Many years in the making, Queensland’s first official wine trail is a self-drive journey connecting 70 wineries, winding its way through six regions: the Granite Belt; the Scenic Rim and Gold Coast Hinterland; South Burnett; Wide Bay-Burnett; Brisbane, Greater Brisbane and the Sunshine Coast; and Darling Downs and Western Queensland.

You can explore just one region or decide to embark on an epic road trip. Either way, you’re in for long lunches at cellar doors and picnics between the vines, with glorious views thanks to some of Australia’s highest altitude vineyards.

The Vine and Shine Trail is a huge win for Queensland winemakers. Why? Well, when you think of Queensland, you think sun, surf, sand and maybe rainforest, no? Wine isn’t typically top of mind for a trip to the Sunshine State.
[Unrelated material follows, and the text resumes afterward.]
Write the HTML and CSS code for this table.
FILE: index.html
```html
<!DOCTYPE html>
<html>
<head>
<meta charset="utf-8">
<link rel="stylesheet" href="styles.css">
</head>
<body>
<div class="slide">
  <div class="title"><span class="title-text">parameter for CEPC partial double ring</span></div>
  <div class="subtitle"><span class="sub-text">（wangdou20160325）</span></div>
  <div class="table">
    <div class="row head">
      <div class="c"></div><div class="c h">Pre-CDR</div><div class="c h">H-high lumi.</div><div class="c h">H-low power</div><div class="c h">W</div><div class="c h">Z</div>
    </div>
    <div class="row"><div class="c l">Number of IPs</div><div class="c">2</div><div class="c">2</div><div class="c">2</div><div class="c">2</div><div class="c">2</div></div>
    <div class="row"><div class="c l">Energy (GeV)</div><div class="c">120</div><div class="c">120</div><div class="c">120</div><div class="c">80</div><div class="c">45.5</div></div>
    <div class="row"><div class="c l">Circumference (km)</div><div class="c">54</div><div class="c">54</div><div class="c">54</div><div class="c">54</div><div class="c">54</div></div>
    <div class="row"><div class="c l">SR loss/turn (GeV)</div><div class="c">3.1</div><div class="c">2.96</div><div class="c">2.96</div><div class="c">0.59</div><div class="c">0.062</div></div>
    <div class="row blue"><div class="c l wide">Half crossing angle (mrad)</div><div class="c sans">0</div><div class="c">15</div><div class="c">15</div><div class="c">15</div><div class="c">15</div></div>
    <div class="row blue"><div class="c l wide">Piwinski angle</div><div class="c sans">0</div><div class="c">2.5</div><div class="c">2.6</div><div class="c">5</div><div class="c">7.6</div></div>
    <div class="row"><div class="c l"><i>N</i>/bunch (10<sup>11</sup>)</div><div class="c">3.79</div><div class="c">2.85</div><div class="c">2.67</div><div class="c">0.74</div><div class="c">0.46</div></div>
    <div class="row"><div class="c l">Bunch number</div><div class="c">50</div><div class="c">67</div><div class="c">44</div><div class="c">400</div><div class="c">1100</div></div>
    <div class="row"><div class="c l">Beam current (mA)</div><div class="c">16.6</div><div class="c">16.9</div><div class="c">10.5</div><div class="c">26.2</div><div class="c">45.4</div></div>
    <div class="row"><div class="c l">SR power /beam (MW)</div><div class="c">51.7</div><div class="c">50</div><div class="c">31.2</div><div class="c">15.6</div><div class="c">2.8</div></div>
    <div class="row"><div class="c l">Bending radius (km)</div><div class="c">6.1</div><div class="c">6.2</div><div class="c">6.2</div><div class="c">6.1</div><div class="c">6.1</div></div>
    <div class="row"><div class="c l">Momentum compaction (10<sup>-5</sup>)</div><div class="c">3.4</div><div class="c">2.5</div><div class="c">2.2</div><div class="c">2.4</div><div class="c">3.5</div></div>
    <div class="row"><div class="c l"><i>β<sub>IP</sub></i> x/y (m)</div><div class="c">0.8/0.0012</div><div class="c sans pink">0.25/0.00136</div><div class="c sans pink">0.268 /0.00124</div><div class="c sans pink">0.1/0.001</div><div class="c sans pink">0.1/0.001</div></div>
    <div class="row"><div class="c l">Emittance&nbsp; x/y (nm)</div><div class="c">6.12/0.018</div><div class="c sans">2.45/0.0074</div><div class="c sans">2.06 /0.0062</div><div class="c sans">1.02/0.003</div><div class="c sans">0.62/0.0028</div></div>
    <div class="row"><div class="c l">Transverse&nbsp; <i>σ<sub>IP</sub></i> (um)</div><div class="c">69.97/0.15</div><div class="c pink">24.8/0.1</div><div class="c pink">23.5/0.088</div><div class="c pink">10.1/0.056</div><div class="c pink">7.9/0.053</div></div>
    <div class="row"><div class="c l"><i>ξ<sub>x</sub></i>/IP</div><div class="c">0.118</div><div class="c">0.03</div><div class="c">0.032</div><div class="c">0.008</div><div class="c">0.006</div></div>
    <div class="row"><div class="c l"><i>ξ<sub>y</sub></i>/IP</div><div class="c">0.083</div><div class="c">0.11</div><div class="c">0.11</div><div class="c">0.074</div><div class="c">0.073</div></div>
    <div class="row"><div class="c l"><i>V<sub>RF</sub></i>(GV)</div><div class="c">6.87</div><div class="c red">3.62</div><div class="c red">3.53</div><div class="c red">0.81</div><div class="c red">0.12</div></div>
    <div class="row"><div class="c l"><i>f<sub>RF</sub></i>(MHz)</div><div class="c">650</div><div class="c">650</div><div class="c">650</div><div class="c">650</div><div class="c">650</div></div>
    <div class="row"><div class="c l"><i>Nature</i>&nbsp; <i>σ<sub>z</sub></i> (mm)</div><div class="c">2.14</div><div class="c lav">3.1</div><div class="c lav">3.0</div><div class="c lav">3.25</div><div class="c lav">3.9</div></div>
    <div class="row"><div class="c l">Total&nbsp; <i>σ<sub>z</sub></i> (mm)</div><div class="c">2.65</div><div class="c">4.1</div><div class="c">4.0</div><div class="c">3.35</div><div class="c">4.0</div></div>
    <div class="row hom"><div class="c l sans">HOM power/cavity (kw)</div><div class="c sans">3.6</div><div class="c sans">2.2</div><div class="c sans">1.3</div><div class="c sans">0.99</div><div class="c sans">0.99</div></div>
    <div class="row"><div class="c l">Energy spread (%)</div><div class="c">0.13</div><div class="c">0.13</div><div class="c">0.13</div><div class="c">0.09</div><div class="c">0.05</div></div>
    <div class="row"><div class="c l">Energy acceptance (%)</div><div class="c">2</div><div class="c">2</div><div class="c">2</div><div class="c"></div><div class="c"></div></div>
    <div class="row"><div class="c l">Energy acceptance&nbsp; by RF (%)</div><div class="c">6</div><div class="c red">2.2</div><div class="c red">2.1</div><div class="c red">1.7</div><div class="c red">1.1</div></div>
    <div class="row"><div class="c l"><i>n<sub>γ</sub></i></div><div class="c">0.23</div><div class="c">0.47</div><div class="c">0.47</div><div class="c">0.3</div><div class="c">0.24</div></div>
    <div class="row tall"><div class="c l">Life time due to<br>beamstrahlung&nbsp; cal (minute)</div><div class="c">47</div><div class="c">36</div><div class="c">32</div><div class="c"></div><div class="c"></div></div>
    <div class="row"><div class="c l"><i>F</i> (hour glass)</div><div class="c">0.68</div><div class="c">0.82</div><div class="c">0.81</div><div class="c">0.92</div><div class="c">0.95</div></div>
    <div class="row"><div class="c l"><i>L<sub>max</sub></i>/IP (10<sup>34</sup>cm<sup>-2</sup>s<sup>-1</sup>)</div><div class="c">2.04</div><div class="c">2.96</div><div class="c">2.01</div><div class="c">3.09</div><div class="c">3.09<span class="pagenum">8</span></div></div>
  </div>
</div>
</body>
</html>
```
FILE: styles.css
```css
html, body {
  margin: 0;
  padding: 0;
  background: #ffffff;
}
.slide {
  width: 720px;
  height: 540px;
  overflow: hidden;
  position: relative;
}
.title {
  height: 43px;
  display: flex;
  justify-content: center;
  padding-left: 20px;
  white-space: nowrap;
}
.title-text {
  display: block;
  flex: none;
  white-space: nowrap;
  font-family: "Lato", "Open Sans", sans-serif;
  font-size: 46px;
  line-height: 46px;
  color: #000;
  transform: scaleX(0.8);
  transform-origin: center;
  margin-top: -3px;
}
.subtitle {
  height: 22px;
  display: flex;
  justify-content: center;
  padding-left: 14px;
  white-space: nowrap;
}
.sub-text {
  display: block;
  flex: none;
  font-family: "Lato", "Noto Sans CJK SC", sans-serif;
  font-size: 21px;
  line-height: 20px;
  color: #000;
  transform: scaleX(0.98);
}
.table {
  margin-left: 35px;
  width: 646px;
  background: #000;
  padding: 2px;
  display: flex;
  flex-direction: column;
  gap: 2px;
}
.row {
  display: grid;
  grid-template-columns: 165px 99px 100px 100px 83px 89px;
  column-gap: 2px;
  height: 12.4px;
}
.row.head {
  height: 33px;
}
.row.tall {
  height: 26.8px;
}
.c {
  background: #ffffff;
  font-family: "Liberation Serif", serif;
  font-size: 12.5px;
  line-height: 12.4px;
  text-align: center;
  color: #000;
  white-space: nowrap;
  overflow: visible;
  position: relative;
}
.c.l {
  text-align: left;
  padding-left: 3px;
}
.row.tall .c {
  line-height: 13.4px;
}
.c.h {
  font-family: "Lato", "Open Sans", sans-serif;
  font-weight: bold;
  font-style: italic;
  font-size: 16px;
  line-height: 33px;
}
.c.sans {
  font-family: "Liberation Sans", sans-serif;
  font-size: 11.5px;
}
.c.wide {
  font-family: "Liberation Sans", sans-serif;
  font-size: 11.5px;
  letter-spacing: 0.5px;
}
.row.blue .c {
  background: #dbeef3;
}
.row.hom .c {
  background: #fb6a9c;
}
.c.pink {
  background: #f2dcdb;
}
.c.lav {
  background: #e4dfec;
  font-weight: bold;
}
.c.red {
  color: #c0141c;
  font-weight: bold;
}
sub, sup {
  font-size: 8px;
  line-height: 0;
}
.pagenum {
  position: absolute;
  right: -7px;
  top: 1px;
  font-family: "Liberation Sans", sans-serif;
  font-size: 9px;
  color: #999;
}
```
But Queensland winemakers have spent 160 years redefining vineyards and varietals to cater to the state’s unique sub-tropical climate and are finally earning a reputation for their emerging varieties and sun-kissed ‘vines of the future’.

The trail hopes to coax domestic and international visitors to venture in from the coast and discover a wine tourism experience only Queensland can offer.

You’ll find vino to suit every palate, from Shiraz, Cabernet Sauvignon, and Chardonnay, to less-sipped varietals like Vermentino, Fiano and Saperavi.

The trail was spearheaded by the Queensland Wine Industry Association (QWIA) with support from Wine Australia and funded by the Australian Government’s Export and Regional Wine Support Package and the Queensland Government as part of a ‘Venture In’ tourism campaign, to put Queensland winemakers on the map.